The first week back from the Philippines as rough. I had a constant headache and my insides were in disorder. I went to bed with my son at 8 pm every night. My husband had to travel for work so I didn’t have help.
I got a text that week from my neighbor across the street. She was in Italy with a class she was co-leading. She asked if I would come speak to the class.
This all came about when we were having wine one night. We got into talking about our backgrounds. I surmised she had always been in contact in one way or another with undocumented immigrants. Me ending up as her neighbor was no exception. She showed me the book she was reading and I talked about Lives in Limbo, reviewed earlier in this blog. I don’t know how it even came up but I got brave with my wine. I told her I would be happy to talk to her class. The class was called “This Sea is Not My Home: Immigration, Migration and Social Justice in the Sicilian Context". The instructor’s goal in inviting me was to help students realize that “even those who came willingly experience a sea of change in their lives".
The class went to Sicily. They were visited by Gambian refugees from the camp. My friend was there the week I returned from the Philippines. She must have connected with Michelle while on the trip.
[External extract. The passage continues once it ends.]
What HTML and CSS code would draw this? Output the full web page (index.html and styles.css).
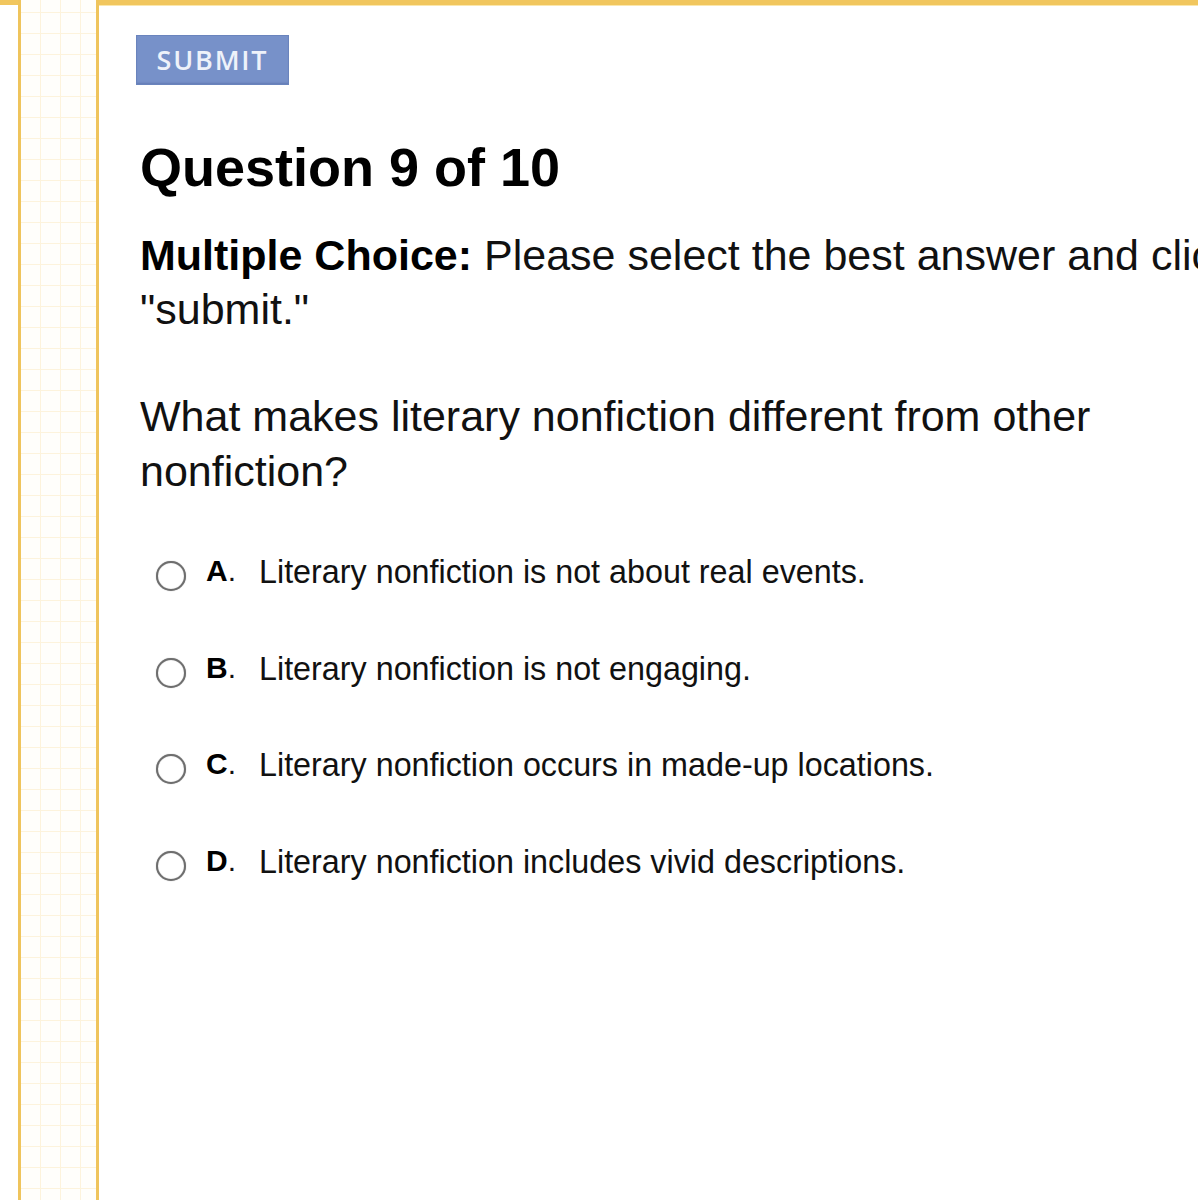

I agreed to come on Good Friday to speak at their last class. I mention the day since everything fell into place for me to be able to talk to this class, including work being closed and having childcare despite my son's school being closed.
I prepared for it like I would host a meeting at work. I threw my agenda on a Power Point with my discussion points. I didn’t expect Michelle would throw it up on a projector but I didn’t want to lose my train of thought. I used them as cue cards.
The class was at Arcadia’s library. After a brief introduction I was up. I never got deodorant commercials that talk about responding to your body chemistry. I broke out into a cold sweat while waiting. I finally got the deodorant commercial.
First I talked about my educational background, my job, my hobbies and finally told them I had been undocumented for 20 years. I talked about the history of the Philippines and the economic factors that drove my family's migration.
I talked about what being undocumented allowed and didn't allow in my youth. I talked about my transition into illegality and what it had meant. There were educational, career and emotional costs. I finally talked about a writing hobby that materialized into me talking to them that day.
|selfie with the castle|
Earlier this summer I wrote a post about my experience at Highland Presbyterian Church. It felt like another situation of things falling into place having talked with this class earlier this year.